A website used to spread information on how to pirate pay television smart cards belonging to the defunct ITV Digital was funded by part of Rupert Murdoch's News Corp, it was claimed last night.

The BBC's Panorama broadcast evidence suggesting that NDS, a UK-based specialist in encryption techniques for satellite TV signals, helped to pay for The House of Ill Compute (THOIC), a website for hackers run by a professional pay-TV "pirate".

The hacker, Lee Gibling, told the programme that NDS helped expand the website.

It was claimed that the work to break into the ITV Digital cards, set up in 1998 as ON Digital as a rival to Mr Murdoch's Sky TV, was carried out by NDS at a computer laboratory in Israel.

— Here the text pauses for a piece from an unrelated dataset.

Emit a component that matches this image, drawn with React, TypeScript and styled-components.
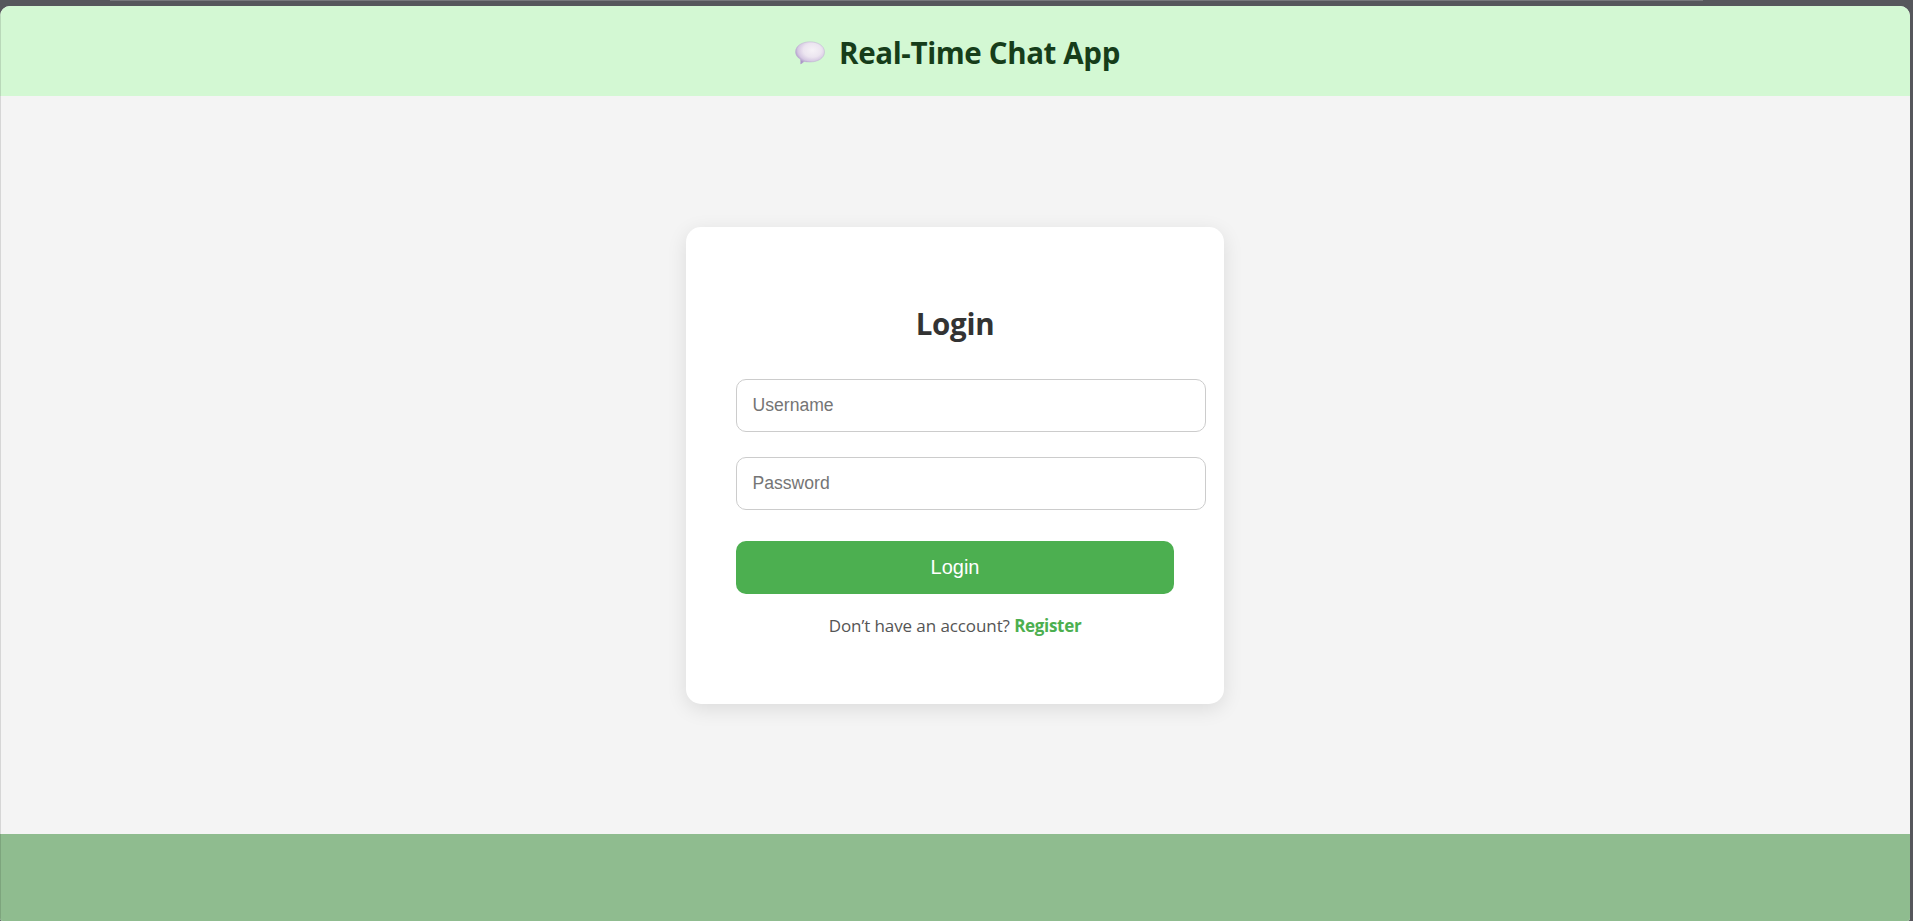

ITV Digital collapsed in 2002, leaving its shareholders with losses of £1bn. Simon Dore, ITV Digital's former chief technical officer, said the piracy, which saw counterfeit copies on the broadcaster's smart cards available on street markets around the country, was "the killer blow for the business".

The BBC reported that the NDS security unit in Britain was half funded by BSkyB but the broadcaster said it had no day-to-day involvement in its running and was not aware of THOIC.

Mr Gibling, speaking for the first time about the website, claimed that although THOIC was registered in his name, in reality it belonged to NDS.

NDS strongly denied the claims, saying it had never authorised or condoned the breaking of the code of a rival. It said it used hackers such as Mr Gibling to gain information about piracy to protect its own business.